Thursday, 21 March 2013

Easter Reflection - "The way life is supposed to be"



I regard Michael Leunig as a modern-day prophet, and for a few years I had the cartoon above displayed on the door of my office. I still often pull it out of my filing cabinet to show to students who are struggling with the gap between “the way life is supposed to be” and “the way life actually is”.
Essentially our primary task as human beings is to live as authentically as we can in the midst of reality as we experience it. One of my favourite quotes is from the famous psychiatrist M. Scott Peck (author of ‘The Road Less Travelled’); “mental health is an on-going process of dedication to reality at all costs”. Yet many of the young people I speak to are bound by the thoughts that plague them, or vision of the way things “should” be. When a crisis or challenge occurs, as much emotional energy can be spent managing the gap between reality and the way things “should” be as is spent facing the challenge itself!

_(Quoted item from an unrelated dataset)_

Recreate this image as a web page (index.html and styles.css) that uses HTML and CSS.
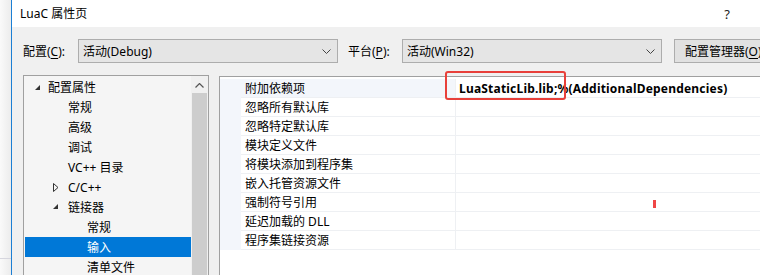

In a sense, almost all human unhappiness and anger arises from the sense that reality is somehow different from what we’d like it to be. The word “is” seems very small and insignificant. Yet one of the key challenges we face in life is coming to terms with what is. Life is full of struggle and hardship as well as deep joy and happiness. The two are intimately linked together. As Kahlil Gibran once wrote in his famous book ‘The Prophet’; “When you are joyous, look deep into your heart and you shall find it is only that which has given you sorrow that is giving you joy. When you are sorrowful look again in your heart, and you shall see that in truth you are weeping for that which has been your delight”. A key challenge is to find ways of “surrendering” to what is and allowing ourselves to experience Life fully, rather than succumbing to the human tendency to make a judgement about what is before responding emotionally to that judgement.

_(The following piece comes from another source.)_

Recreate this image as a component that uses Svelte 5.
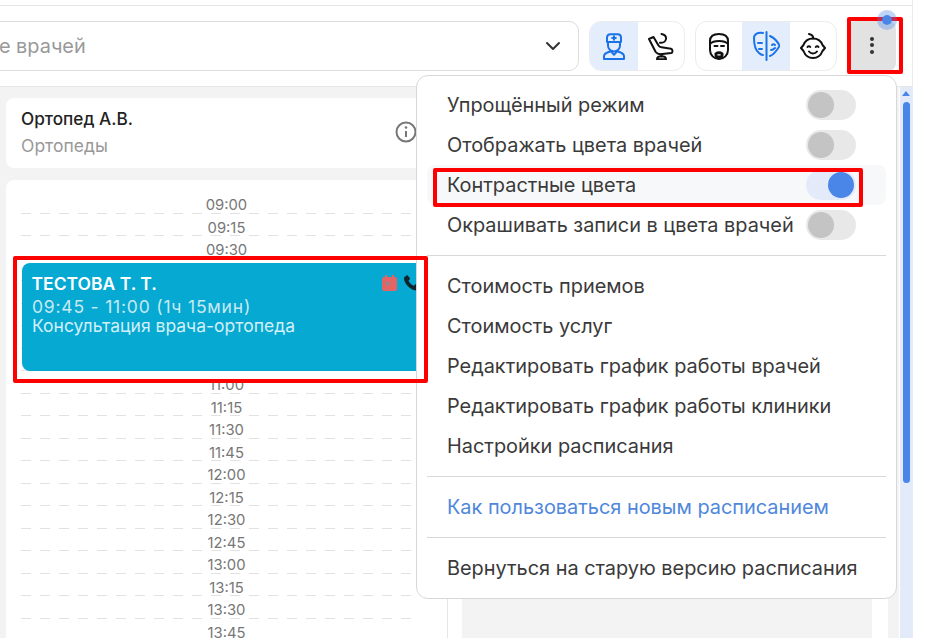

One of the powerful aspects of the Easter story is that it captures two of the universal themes of life – the grief and darkness of death, and the enduring re-emergence and resilience of life in the midst of this darkness. Deep sadness and unbelievable joy are acknowledged and celebrated side-by-side. The events that gave rise to these traditions are shrouded in mystery as deep as Life itself. Nevertheless, whatever our beliefs, we can still respond with an affirmation of the enduring and interconnected realities of life and death, joy and sorrow, love and grief.